Another botched restoration, this time on painting of the Immaculate Conception

Bartolomé Esteban Murillo/Public Domain (left) Photograph: Cedida por Coleccionista/Europa Press 2020/Fair Use

The features of Virgin Mary are unrecognizable in the restored version of a painting by the 17th-century painter Murillo.

In recent years, Spain has been the setting of world-famous botched restoration scandals, from the Ecce Homo painting turned into an ape-looking figure, to the Playmobil-looking restoration of Saint George and the Dragon. This time, the victim of a well-intention restoration gone bad is a 17th-century work by prominent Baroque painter Bartolomé Esteban Murillo. 

A private collector in Valencia asked a local restorer to “clean up” a copy of a work of Murillo titled “Immaculate Conception,” featuring a youthful looking Virgin Mary. But the “clean up” did not go as intended. The angelic facial features of the Virgin Mary have turned into an unrecognizable cartoon-like version of themselves. 
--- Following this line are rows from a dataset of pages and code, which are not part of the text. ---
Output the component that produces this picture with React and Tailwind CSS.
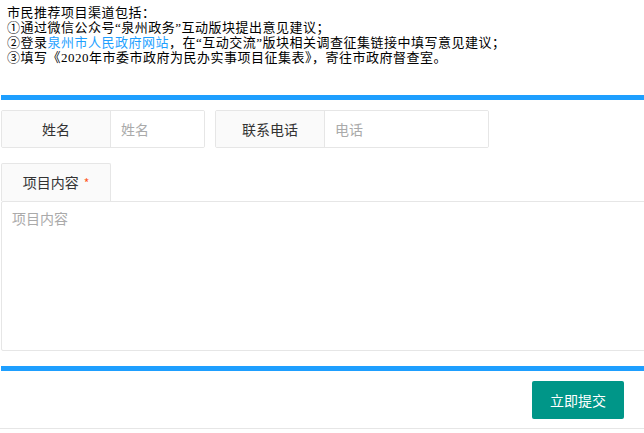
// Project suggestion form
import React, { useState } from 'react';

const cjk = { fontFamily: '"Liberation Serif", "Noto Sans CJK SC", serif' };

const FieldBox = ({ label, placeholder, width, value, onChange }) => (
    <div className={`flex h-[38px] border border-[#e6e6e6] rounded-[2px] overflow-hidden ${width}`}>
        <label className="w-[109px] shrink-0 flex items-center justify-center bg-[#fafafa] border-r border-[#e6e6e6] text-[14px] text-[#333]">
            {label}
        </label>
        <input
            type="text"
            value={value}
            onChange={onChange}
            placeholder={placeholder}
            className="flex-1 min-w-0 px-[10px] text-[14px] text-[#333] outline-none placeholder:text-[#aaa] bg-white"
        />
    </div>
);

const App = () => {
    const [formData, setFormData] = useState({ name: '', phone: '', content: '' });

    const handleChange = (key) => (e) => {
        setFormData({ ...formData, [key]: e.target.value });
    };

    return (
        <div className="w-[644px] h-[433px] overflow-hidden bg-white text-black font-['Noto_Sans_CJK_SC',sans-serif]">
            <div className="pt-[5px] pl-[7px] text-[13px] leading-[15px] tracking-[0.5px] text-black whitespace-nowrap" style={cjk}>
                <p>市民推荐项目渠道包括：</p>
                <p>①通过微信公众号“泉州政务”互动版块提出意见建议；</p>
                <p>
                    ②登录<a href="#" className="text-[#1e9fff]">泉州市人民政府网站</a>，在“互动交流”版块相关调查征集链接中填写意见建议；
                </p>
                <p>③填写《2020年市委市政府为民办实事项目征集表》，寄往市政府督查室。</p>
            </div>

            <div className="pl-[1px]">
                <div className="mt-[30px] h-[5px] bg-[#1e9fff]" />

                <div className="mt-[10px] flex gap-[10px]">
                    <FieldBox label="姓名" placeholder="姓名" width="w-[204px]" value={formData.name} onChange={handleChange('name')} />
                    <FieldBox label="联系电话" placeholder="电话" width="w-[274px]" value={formData.phone} onChange={handleChange('phone')} />
                </div>

                <div className="mt-[15px] w-[110px] h-[38px] flex items-center justify-center bg-[#fafafa] border border-b-0 border-[#e6e6e6] rounded-t-[2px] text-[14px] text-[#333]">
                    项目内容<span className="ml-[5px] text-[#ff5722] text-[12px]">*</span>
                </div>
                <textarea
                    value={formData.content}
                    onChange={handleChange('content')}
                    placeholder="项目内容"
                    className="block w-[680px] h-[150px] px-[10px] py-[6px] leading-[20px] text-[14px] text-[#333] border border-[#e6e6e6] rounded-[2px] outline-none resize-none placeholder:text-[#aaa]"
                />

                <div className="mt-[15px] h-[5px] bg-[#1e9fff]" />

                <div className="mt-[10px] flex justify-end pr-[20px]">
                    <button
                        type="button"
                        className="h-[38px] w-[92px] rounded-[2px] bg-[#009688] text-white text-[14px]"
                    >
                        立即提交
                    </button>
                </div>
            </div>
            <div className="mt-[9px] border-t border-[#e6e6e6]" />
        </div>
    );
};

export default App;
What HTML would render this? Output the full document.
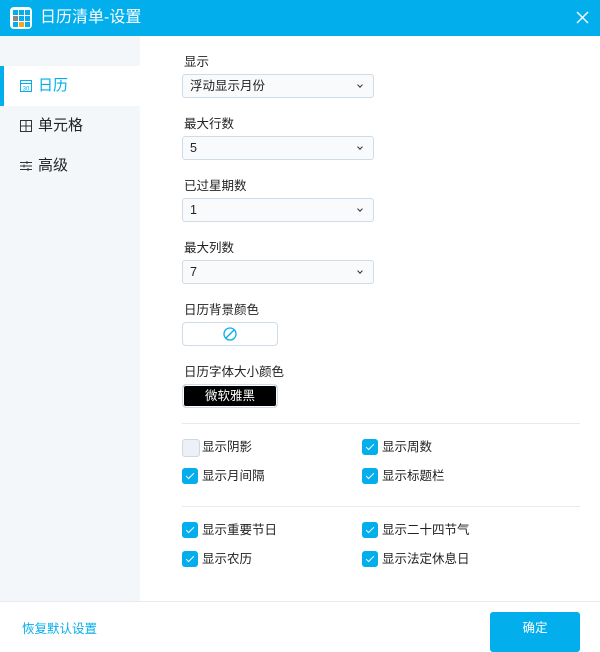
<!DOCTYPE html><html><head><meta charset="utf-8"><style>
*{margin:0;padding:0;box-sizing:border-box}
body{width:600px;height:650px;overflow:hidden;background:#fff;font-family:"Liberation Sans","Noto Sans CJK SC",sans-serif;font-size:13px;color:#222;position:relative}
.title{position:absolute;left:0;top:0;width:600px;height:36px;background:#03aeec;color:#fff;font-size:16px}
.logo{position:absolute;left:10px;top:7px;width:22px;height:22px;background:#fff;border-radius:4px}
.logo b{position:absolute;width:5px;height:5px;display:block}
.side{position:absolute;left:0;top:36px;width:140px;height:565px;background:#f4f7fa}
.item{position:absolute;left:0;width:140px;height:40px;font-size:15px;line-height:40px;padding-left:38px}
.lbl{position:absolute;left:184px;font-size:12.5px}
.sel{position:absolute;left:182px;width:192px;height:24px;border:1px solid #cfdbe6;border-radius:3px;background:#f8fafc;font-size:12.5px;line-height:22px;padding-left:7px}
.sel:after{content:"";position:absolute;right:11px;top:8px;width:3px;height:3px;border-right:1.3px solid #333;border-bottom:1.3px solid #333;transform:rotate(45deg)}
.cb{position:absolute;font-size:12.5px;line-height:17px;padding-left:20px}
.cb:before{content:"";position:absolute;left:0;top:0;width:16px;height:16px;border-radius:3px;background:#03aeec}
.cb:after{content:"";position:absolute;left:6px;top:3px;width:3px;height:7px;border-right:1.4px solid #fff;border-bottom:1.4px solid #fff;transform:rotate(45deg)}
.cb.off:before{background:#eef0f7;border:1px solid #cfd6e4}
.cb.off:after{display:none}
.hr{position:absolute;left:182px;width:398px;height:1px;background:#e6e9f0}
</style></head><body>
<div class="title"><div class="logo">
<b style="left:3px;top:3px;background:#03aeec"></b><b style="left:9px;top:3px;background:#03aeec"></b><b style="left:15px;top:3px;background:#03aeec"></b>
<b style="left:3px;top:9px;background:#888"></b><b style="left:9px;top:9px;background:#03aeec"></b><b style="left:15px;top:9px;background:#03aeec"></b>
<b style="left:3px;top:15px;background:#03aeec"></b><b style="left:9px;top:15px;background:#f5a623"></b><b style="left:15px;top:15px;background:#03aeec"></b></div>
<span style="position:absolute;left:40px;top:7px;line-height:22px">日历清单-设置</span>
<svg style="position:absolute;left:576px;top:11px" width="13" height="13"><path d="M1 1L12 12M12 1L1 12" stroke="#fff" stroke-width="1.4"/></svg></div>
<div class="side">
<div class="item" style="top:30px;background:#fff;color:#03aeec;border-left:4px solid #03aeec;padding-left:34px">
<svg style="position:absolute;left:16px;top:14px" width="12" height="12"><rect x="0.5" y="0.5" width="11" height="11" fill="none" stroke="#03aeec"/><path d="M0 3.5H12" stroke="#03aeec"/><text x="6" y="10.5" font-size="6" text-anchor="middle" fill="#03aeec">30</text></svg>日历</div>
<div class="item" style="top:70px"><svg style="position:absolute;left:20px;top:14px" width="12" height="12"><rect x="0.5" y="0.5" width="11" height="11" fill="none" stroke="#333"/><path d="M6 0V12M0 6H12" stroke="#333"/></svg>单元格</div>
<div class="item" style="top:110px"><svg style="position:absolute;left:20px;top:15px" width="12" height="10"><path d="M0 1.5H12M0 5H12M0 8.5H12" stroke="#333"/><path d="M7 0V3M4 3.5V6.5M8 7V10" stroke="#333"/></svg>高级</div>
</div>
<div class="lbl" style="top:51px">显示</div><div class="sel" style="top:74px">浮动显示月份</div>
<div class="lbl" style="top:113px">最大行数</div><div class="sel" style="top:136px">5</div>
<div class="lbl" style="top:175px">已过星期数</div><div class="sel" style="top:198px">1</div>
<div class="lbl" style="top:237px">最大列数</div><div class="sel" style="top:260px">7</div>
<div class="lbl" style="top:299px">日历背景颜色</div>
<div style="position:absolute;left:182px;top:322px;width:96px;height:24px;border:1px solid #cfdbe6;border-radius:4px"><svg style="position:absolute;left:40px;top:4px" width="14" height="14"><circle cx="7" cy="7" r="6" fill="none" stroke="#03aeec" stroke-width="1.3"/><path d="M3 11L11 3" stroke="#03aeec" stroke-width="1.3"/></svg></div>
<div class="lbl" style="top:361px">日历字体大小颜色</div>
<div style="position:absolute;left:182px;top:384px;width:96px;height:24px;border:1px solid #cfdbe6;border-radius:4px;background:#000;color:#fff;text-align:center;line-height:22px;font-size:12.5px;box-shadow:inset 0 0 0 1px #fff">微软雅黑</div>
<div class="hr" style="top:423px"></div>
<div class="cb off" style="left:182px;top:439px">显示阴影</div><div class="cb" style="left:362px;top:439px">显示周数</div>
<div class="cb" style="left:182px;top:468px">显示月间隔</div><div class="cb" style="left:362px;top:468px">显示标题栏</div>
<div class="hr" style="top:506px"></div>
<div class="cb" style="left:182px;top:522px">显示重要节日</div><div class="cb" style="left:362px;top:522px">显示二十四节气</div>
<div class="cb" style="left:182px;top:551px">显示农历</div><div class="cb" style="left:362px;top:551px">显示法定休息日</div>
<div style="position:absolute;left:0;top:601px;width:600px;height:1px;background:#e8eaf2"></div>
<div style="position:absolute;left:22px;top:618px;color:#03aeec;font-size:12.5px">恢复默认设置</div>
<div style="position:absolute;left:490px;top:612px;width:90px;height:40px;background:#03aeec;border-radius:3px;color:#fff;text-align:center;padding-top:5px;font-size:12.5px">确定</div>
</body></html>
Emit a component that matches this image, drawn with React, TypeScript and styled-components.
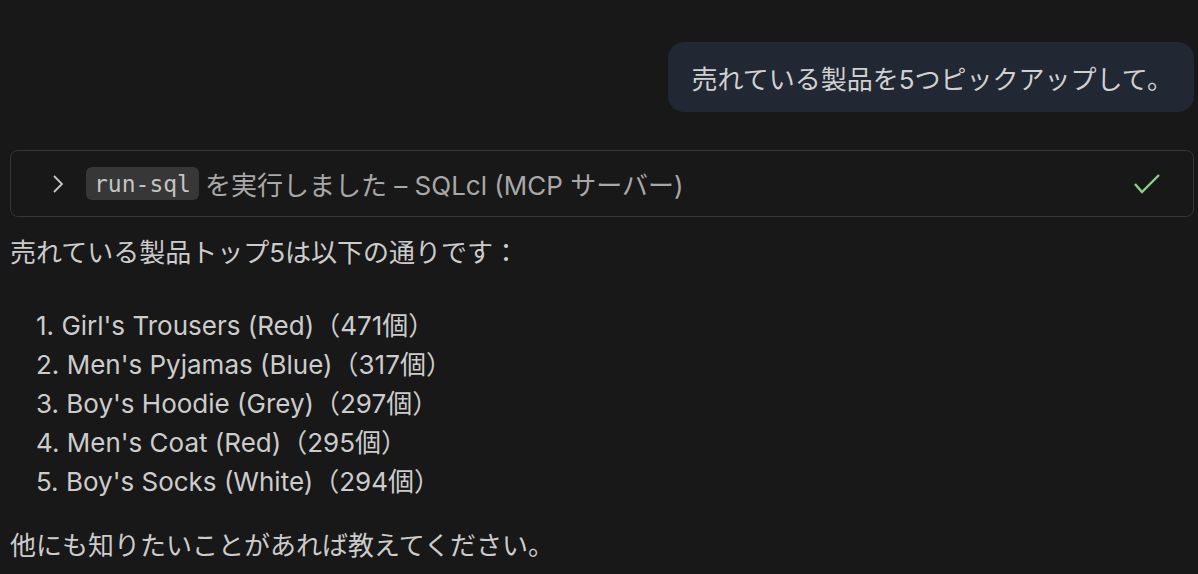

Experts are now calling for better regulation of art restoration to prevent further damage to works of art. 

In an interview with The Guardian, Fernando Carrera, former president of Spain’s Professional Association of Restorers and Conservators (ACRE), said that currently restorers who lack adequate skills are legally allowed to perform work on valuable works of art. 

“Let’s be honest: they’re bodgers who botch things up,” he said “They destroy things.”

Together with other art history experts, Carrera is calling for a review of regulations to require mandatory training for professional restorers.

“Paradoxically, it shows just how important professional restorers are,” he told the Guardian.

“We need to invest in our heritage, but even before we talk about money, we need to make sure that the people who undertake this kind of work have been trained in it.”